Given task: The listing below is to be output in its exact form.

Dataset section:
⁂
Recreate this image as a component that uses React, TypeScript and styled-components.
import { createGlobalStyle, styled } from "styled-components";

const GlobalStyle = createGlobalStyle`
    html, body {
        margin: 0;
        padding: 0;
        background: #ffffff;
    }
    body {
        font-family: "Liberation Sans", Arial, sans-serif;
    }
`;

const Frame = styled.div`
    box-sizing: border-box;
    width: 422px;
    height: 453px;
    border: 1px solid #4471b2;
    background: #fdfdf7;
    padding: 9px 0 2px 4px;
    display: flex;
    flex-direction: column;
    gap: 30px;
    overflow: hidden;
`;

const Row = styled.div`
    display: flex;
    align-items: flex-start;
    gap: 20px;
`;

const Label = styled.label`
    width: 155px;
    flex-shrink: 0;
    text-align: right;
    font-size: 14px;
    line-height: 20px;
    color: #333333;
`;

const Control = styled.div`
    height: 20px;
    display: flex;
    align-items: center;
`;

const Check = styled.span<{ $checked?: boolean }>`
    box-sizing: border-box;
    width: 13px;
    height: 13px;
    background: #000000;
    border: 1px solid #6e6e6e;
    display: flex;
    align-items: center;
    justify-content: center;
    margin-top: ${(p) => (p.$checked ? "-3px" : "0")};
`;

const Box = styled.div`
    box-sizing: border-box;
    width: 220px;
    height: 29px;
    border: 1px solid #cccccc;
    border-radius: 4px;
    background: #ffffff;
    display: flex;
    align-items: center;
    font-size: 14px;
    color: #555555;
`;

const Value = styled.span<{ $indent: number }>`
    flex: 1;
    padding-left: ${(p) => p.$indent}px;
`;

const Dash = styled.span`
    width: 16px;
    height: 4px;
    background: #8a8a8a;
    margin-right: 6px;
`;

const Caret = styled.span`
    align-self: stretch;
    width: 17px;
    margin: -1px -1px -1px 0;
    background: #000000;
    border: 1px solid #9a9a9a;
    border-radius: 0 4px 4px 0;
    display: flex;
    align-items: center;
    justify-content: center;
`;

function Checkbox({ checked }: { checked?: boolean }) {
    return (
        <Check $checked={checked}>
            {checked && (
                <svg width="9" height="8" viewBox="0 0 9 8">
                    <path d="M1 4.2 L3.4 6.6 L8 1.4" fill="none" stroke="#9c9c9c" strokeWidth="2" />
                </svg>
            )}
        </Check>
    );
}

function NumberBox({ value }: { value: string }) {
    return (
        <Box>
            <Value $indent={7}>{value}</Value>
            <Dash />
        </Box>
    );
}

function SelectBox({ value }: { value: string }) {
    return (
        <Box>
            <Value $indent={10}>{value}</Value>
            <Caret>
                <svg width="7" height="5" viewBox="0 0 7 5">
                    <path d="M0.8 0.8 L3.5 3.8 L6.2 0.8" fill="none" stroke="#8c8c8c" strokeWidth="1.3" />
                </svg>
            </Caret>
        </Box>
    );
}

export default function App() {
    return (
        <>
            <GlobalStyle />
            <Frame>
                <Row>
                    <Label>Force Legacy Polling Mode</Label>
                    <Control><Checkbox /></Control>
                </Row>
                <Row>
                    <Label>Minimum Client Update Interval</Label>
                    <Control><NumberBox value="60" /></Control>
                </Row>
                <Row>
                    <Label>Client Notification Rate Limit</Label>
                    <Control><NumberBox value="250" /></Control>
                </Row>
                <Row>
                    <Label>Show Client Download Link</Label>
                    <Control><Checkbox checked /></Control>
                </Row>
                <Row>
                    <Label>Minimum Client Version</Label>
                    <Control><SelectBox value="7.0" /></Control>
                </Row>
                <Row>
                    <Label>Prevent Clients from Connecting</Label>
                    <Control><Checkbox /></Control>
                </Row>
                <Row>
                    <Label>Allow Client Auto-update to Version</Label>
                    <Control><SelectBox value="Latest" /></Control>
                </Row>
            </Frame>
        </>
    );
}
⁂
Written solution:
Recreate this image as a component that uses React, TypeScript and styled-components.
import { createGlobalStyle, styled } from "styled-components";

const GlobalStyle = createGlobalStyle`
    html, body {
        margin: 0;
        padding: 0;
        background: #ffffff;
    }
    body {
        font-family: "Liberation Sans", Arial, sans-serif;
    }
`;

const Frame = styled.div`
    box-sizing: border-box;
    width: 422px;
    height: 453px;
    border: 1px solid #4471b2;
    background: #fdfdf7;
    padding: 9px 0 2px 4px;
    display: flex;
    flex-direction: column;
    gap: 30px;
    overflow: hidden;
`;

const Row = styled.div`
    display: flex;
    align-items: flex-start;
    gap: 20px;
`;

const Label = styled.label`
    width: 155px;
    flex-shrink: 0;
    text-align: right;
    font-size: 14px;
    line-height: 20px;
    color: #333333;
`;

const Control = styled.div`
    height: 20px;
    display: flex;
    align-items: center;
`;

const Check = styled.span<{ $checked?: boolean }>`
    box-sizing: border-box;
    width: 13px;
    height: 13px;
    background: #000000;
    border: 1px solid #6e6e6e;
    display: flex;
    align-items: center;
    justify-content: center;
    margin-top: ${(p) => (p.$checked ? "-3px" : "0")};
`;

const Box = styled.div`
    box-sizing: border-box;
    width: 220px;
    height: 29px;
    border: 1px solid #cccccc;
    border-radius: 4px;
    background: #ffffff;
    display: flex;
    align-items: center;
    font-size: 14px;
    color: #555555;
`;

const Value = styled.span<{ $indent: number }>`
    flex: 1;
    padding-left: ${(p) => p.$indent}px;
`;

const Dash = styled.span`
    width: 16px;
    height: 4px;
    background: #8a8a8a;
    margin-right: 6px;
`;

const Caret = styled.span`
    align-self: stretch;
    width: 17px;
    margin: -1px -1px -1px 0;
    background: #000000;
    border: 1px solid #9a9a9a;
    border-radius: 0 4px 4px 0;
    display: flex;
    align-items: center;
    justify-content: center;
`;

function Checkbox({ checked }: { checked?: boolean }) {
    return (
        <Check $checked={checked}>
            {checked && (
                <svg width="9" height="8" viewBox="0 0 9 8">
                    <path d="M1 4.2 L3.4 6.6 L8 1.4" fill="none" stroke="#9c9c9c" strokeWidth="2" />
                </svg>
            )}
        </Check>
    );
}

function NumberBox({ value }: { value: string }) {
    return (
        <Box>
            <Value $indent={7}>{value}</Value>
            <Dash />
        </Box>
    );
}

function SelectBox({ value }: { value: string }) {
    return (
        <Box>
            <Value $indent={10}>{value}</Value>
            <Caret>
                <svg width="7" height="5" viewBox="0 0 7 5">
                    <path d="M0.8 0.8 L3.5 3.8 L6.2 0.8" fill="none" stroke="#8c8c8c" strokeWidth="1.3" />
                </svg>
            </Caret>
        </Box>
    );
}

export default function App() {
    return (
        <>
            <GlobalStyle />
            <Frame>
                <Row>
                    <Label>Force Legacy Polling Mode</Label>
                    <Control><Checkbox /></Control>
                </Row>
                <Row>
                    <Label>Minimum Client Update Interval</Label>
                    <Control><NumberBox value="60" /></Control>
                </Row>
                <Row>
                    <Label>Client Notification Rate Limit</Label>
                    <Control><NumberBox value="250" /></Control>
                </Row>
                <Row>
                    <Label>Show Client Download Link</Label>
                    <Control><Checkbox checked /></Control>
                </Row>
                <Row>
                    <Label>Minimum Client Version</Label>
                    <Control><SelectBox value="7.0" /></Control>
                </Row>
                <Row>
                    <Label>Prevent Clients from Connecting</Label>
                    <Control><Checkbox /></Control>
                </Row>
                <Row>
                    <Label>Allow Client Auto-update to Version</Label>
                    <Control><SelectBox value="Latest" /></Control>
                </Row>
            </Frame>
        </>
    );
}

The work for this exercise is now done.